§ Task instructions
Restate the listing below word for word, omitting any images.

§ Data block
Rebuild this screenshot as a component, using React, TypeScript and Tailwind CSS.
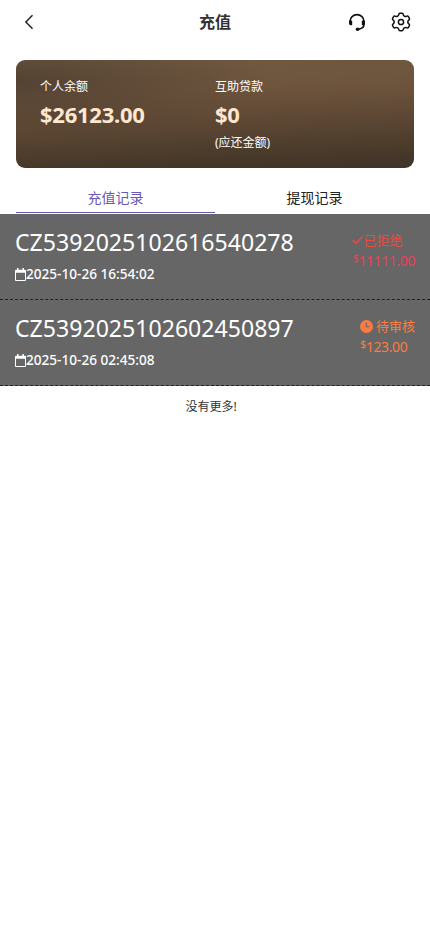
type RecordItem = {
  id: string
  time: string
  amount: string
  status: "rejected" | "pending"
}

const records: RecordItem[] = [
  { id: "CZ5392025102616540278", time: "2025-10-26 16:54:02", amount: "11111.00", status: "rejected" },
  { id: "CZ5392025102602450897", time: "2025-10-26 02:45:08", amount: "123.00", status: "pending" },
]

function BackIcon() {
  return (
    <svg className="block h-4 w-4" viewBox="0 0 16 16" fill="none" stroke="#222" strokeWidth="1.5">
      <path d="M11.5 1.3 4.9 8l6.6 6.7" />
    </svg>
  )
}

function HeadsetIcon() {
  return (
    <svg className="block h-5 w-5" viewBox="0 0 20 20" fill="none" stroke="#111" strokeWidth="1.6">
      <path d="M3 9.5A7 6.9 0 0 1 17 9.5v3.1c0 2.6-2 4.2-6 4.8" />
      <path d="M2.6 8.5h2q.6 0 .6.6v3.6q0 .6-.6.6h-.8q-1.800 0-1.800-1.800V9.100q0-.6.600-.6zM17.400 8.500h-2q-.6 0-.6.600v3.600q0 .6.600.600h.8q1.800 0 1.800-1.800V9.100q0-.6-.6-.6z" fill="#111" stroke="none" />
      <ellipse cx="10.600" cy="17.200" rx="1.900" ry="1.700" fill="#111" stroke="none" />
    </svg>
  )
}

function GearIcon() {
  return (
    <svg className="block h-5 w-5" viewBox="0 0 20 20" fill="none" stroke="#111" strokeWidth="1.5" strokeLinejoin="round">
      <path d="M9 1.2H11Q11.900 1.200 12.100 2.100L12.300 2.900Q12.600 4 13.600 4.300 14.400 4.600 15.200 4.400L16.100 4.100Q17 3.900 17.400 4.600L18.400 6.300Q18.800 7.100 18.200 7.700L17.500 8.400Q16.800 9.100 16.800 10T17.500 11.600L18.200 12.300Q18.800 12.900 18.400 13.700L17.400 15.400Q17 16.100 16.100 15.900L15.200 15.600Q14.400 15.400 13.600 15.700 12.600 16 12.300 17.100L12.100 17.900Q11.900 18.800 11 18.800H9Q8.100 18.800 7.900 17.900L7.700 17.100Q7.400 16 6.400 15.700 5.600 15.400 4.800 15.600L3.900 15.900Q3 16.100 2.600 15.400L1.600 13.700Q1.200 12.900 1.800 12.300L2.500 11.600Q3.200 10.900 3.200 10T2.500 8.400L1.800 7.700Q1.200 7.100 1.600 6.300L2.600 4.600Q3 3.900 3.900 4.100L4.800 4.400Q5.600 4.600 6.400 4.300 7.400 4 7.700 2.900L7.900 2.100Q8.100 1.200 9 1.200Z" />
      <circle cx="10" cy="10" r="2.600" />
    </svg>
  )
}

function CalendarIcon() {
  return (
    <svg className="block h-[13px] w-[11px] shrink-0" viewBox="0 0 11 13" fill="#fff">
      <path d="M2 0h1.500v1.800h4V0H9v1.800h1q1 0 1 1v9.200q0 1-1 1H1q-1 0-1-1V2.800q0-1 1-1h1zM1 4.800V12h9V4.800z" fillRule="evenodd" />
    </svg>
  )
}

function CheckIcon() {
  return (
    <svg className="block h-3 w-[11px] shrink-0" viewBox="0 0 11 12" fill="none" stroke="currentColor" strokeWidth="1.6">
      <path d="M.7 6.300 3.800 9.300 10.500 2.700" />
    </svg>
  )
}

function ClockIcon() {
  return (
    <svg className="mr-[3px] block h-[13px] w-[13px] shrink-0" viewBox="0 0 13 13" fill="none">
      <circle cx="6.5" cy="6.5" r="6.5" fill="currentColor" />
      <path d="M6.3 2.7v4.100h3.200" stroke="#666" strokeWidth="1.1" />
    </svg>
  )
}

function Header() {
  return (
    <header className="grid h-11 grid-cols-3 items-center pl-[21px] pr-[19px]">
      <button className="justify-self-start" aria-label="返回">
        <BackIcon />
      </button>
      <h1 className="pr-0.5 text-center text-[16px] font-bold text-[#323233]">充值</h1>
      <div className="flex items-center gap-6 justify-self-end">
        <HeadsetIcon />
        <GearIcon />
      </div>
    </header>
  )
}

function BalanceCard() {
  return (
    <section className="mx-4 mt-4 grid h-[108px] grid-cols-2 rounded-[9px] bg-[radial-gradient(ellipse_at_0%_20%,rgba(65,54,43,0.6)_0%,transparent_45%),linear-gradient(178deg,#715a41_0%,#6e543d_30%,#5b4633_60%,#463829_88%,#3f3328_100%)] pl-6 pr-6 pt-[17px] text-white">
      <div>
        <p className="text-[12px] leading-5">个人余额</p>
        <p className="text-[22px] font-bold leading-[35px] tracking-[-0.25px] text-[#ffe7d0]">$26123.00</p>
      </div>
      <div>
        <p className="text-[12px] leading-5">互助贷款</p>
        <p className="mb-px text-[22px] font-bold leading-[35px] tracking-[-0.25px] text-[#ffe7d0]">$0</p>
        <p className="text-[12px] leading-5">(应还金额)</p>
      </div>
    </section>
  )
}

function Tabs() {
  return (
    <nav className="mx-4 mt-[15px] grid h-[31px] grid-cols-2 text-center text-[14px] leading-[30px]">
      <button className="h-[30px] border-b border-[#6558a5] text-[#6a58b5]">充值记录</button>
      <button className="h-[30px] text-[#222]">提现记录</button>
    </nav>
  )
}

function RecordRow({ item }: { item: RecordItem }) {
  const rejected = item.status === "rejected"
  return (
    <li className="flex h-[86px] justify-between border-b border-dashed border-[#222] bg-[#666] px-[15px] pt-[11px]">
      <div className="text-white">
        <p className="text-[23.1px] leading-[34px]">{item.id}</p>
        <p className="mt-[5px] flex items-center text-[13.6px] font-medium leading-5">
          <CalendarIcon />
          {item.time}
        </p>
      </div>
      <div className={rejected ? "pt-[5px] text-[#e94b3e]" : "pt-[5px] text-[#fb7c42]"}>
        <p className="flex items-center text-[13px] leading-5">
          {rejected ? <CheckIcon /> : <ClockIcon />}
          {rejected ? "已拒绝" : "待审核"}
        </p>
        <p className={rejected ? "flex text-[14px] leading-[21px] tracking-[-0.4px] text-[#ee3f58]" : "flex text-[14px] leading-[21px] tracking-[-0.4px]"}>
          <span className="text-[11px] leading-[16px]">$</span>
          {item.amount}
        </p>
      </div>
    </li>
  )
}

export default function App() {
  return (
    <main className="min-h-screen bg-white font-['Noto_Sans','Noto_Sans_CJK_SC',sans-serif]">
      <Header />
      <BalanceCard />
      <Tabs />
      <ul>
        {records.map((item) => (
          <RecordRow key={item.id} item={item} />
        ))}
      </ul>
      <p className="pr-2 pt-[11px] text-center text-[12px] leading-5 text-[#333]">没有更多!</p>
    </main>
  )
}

§ Expected answer
Rebuild this screenshot as a component, using React, TypeScript and Tailwind CSS.
type RecordItem = {
  id: string
  time: string
  amount: string
  status: "rejected" | "pending"
}

const records: RecordItem[] = [
  { id: "CZ5392025102616540278", time: "2025-10-26 16:54:02", amount: "11111.00", status: "rejected" },
  { id: "CZ5392025102602450897", time: "2025-10-26 02:45:08", amount: "123.00", status: "pending" },
]

function BackIcon() {
  return (
    <svg className="block h-4 w-4" viewBox="0 0 16 16" fill="none" stroke="#222" strokeWidth="1.5">
      <path d="M11.5 1.3 4.9 8l6.6 6.7" />
    </svg>
  )
}

function HeadsetIcon() {
  return (
    <svg className="block h-5 w-5" viewBox="0 0 20 20" fill="none" stroke="#111" strokeWidth="1.6">
      <path d="M3 9.5A7 6.9 0 0 1 17 9.5v3.1c0 2.6-2 4.2-6 4.8" />
      <path d="M2.6 8.5h2q.6 0 .6.6v3.6q0 .6-.6.6h-.8q-1.800 0-1.800-1.800V9.100q0-.6.600-.6zM17.400 8.500h-2q-.6 0-.6.600v3.600q0 .6.600.600h.8q1.800 0 1.800-1.800V9.100q0-.6-.6-.6z" fill="#111" stroke="none" />
      <ellipse cx="10.600" cy="17.200" rx="1.900" ry="1.700" fill="#111" stroke="none" />
    </svg>
  )
}

function GearIcon() {
  return (
    <svg className="block h-5 w-5" viewBox="0 0 20 20" fill="none" stroke="#111" strokeWidth="1.5" strokeLinejoin="round">
      <path d="M9 1.2H11Q11.900 1.200 12.100 2.100L12.300 2.900Q12.600 4 13.600 4.300 14.400 4.600 15.200 4.400L16.100 4.100Q17 3.900 17.400 4.600L18.400 6.300Q18.800 7.100 18.200 7.700L17.500 8.400Q16.800 9.100 16.800 10T17.500 11.600L18.200 12.300Q18.800 12.900 18.400 13.700L17.400 15.400Q17 16.100 16.100 15.900L15.200 15.600Q14.400 15.400 13.600 15.700 12.600 16 12.300 17.100L12.100 17.900Q11.900 18.800 11 18.800H9Q8.100 18.800 7.900 17.900L7.700 17.100Q7.400 16 6.400 15.700 5.600 15.400 4.800 15.600L3.900 15.900Q3 16.100 2.600 15.400L1.600 13.700Q1.200 12.900 1.800 12.300L2.500 11.600Q3.200 10.900 3.200 10T2.500 8.400L1.800 7.700Q1.200 7.100 1.600 6.300L2.600 4.600Q3 3.900 3.900 4.100L4.800 4.400Q5.600 4.600 6.400 4.300 7.400 4 7.700 2.900L7.900 2.100Q8.100 1.200 9 1.200Z" />
      <circle cx="10" cy="10" r="2.600" />
    </svg>
  )
}

function CalendarIcon() {
  return (
    <svg className="block h-[13px] w-[11px] shrink-0" viewBox="0 0 11 13" fill="#fff">
      <path d="M2 0h1.500v1.800h4V0H9v1.800h1q1 0 1 1v9.200q0 1-1 1H1q-1 0-1-1V2.800q0-1 1-1h1zM1 4.800V12h9V4.800z" fillRule="evenodd" />
    </svg>
  )
}

function CheckIcon() {
  return (
    <svg className="block h-3 w-[11px] shrink-0" viewBox="0 0 11 12" fill="none" stroke="currentColor" strokeWidth="1.6">
      <path d="M.7 6.300 3.800 9.300 10.500 2.700" />
    </svg>
  )
}

function ClockIcon() {
  return (
    <svg className="mr-[3px] block h-[13px] w-[13px] shrink-0" viewBox="0 0 13 13" fill="none">
      <circle cx="6.5" cy="6.5" r="6.5" fill="currentColor" />
      <path d="M6.3 2.7v4.100h3.200" stroke="#666" strokeWidth="1.1" />
    </svg>
  )
}

function Header() {
  return (
    <header className="grid h-11 grid-cols-3 items-center pl-[21px] pr-[19px]">
      <button className="justify-self-start" aria-label="返回">
        <BackIcon />
      </button>
      <h1 className="pr-0.5 text-center text-[16px] font-bold text-[#323233]">充值</h1>
      <div className="flex items-center gap-6 justify-self-end">
        <HeadsetIcon />
        <GearIcon />
      </div>
    </header>
  )
}

function BalanceCard() {
  return (
    <section className="mx-4 mt-4 grid h-[108px] grid-cols-2 rounded-[9px] bg-[radial-gradient(ellipse_at_0%_20%,rgba(65,54,43,0.6)_0%,transparent_45%),linear-gradient(178deg,#715a41_0%,#6e543d_30%,#5b4633_60%,#463829_88%,#3f3328_100%)] pl-6 pr-6 pt-[17px] text-white">
      <div>
        <p className="text-[12px] leading-5">个人余额</p>
        <p className="text-[22px] font-bold leading-[35px] tracking-[-0.25px] text-[#ffe7d0]">$26123.00</p>
      </div>
      <div>
        <p className="text-[12px] leading-5">互助贷款</p>
        <p className="mb-px text-[22px] font-bold leading-[35px] tracking-[-0.25px] text-[#ffe7d0]">$0</p>
        <p className="text-[12px] leading-5">(应还金额)</p>
      </div>
    </section>
  )
}

function Tabs() {
  return (
    <nav className="mx-4 mt-[15px] grid h-[31px] grid-cols-2 text-center text-[14px] leading-[30px]">
      <button className="h-[30px] border-b border-[#6558a5] text-[#6a58b5]">充值记录</button>
      <button className="h-[30px] text-[#222]">提现记录</button>
    </nav>
  )
}

function RecordRow({ item }: { item: RecordItem }) {
  const rejected = item.status === "rejected"
  return (
    <li className="flex h-[86px] justify-between border-b border-dashed border-[#222] bg-[#666] px-[15px] pt-[11px]">
      <div className="text-white">
        <p className="text-[23.1px] leading-[34px]">{item.id}</p>
        <p className="mt-[5px] flex items-center text-[13.6px] font-medium leading-5">
          <CalendarIcon />
          {item.time}
        </p>
      </div>
      <div className={rejected ? "pt-[5px] text-[#e94b3e]" : "pt-[5px] text-[#fb7c42]"}>
        <p className="flex items-center text-[13px] leading-5">
          {rejected ? <CheckIcon /> : <ClockIcon />}
          {rejected ? "已拒绝" : "待审核"}
        </p>
        <p className={rejected ? "flex text-[14px] leading-[21px] tracking-[-0.4px] text-[#ee3f58]" : "flex text-[14px] leading-[21px] tracking-[-0.4px]"}>
          <span className="text-[11px] leading-[16px]">$</span>
          {item.amount}
        </p>
      </div>
    </li>
  )
}

export default function App() {
  return (
    <main className="min-h-screen bg-white font-['Noto_Sans','Noto_Sans_CJK_SC',sans-serif]">
      <Header />
      <BalanceCard />
      <Tabs />
      <ul>
        {records.map((item) => (
          <RecordRow key={item.id} item={item} />
        ))}
      </ul>
      <p className="pr-2 pt-[11px] text-center text-[12px] leading-5 text-[#333]">没有更多!</p>
    </main>
  )
}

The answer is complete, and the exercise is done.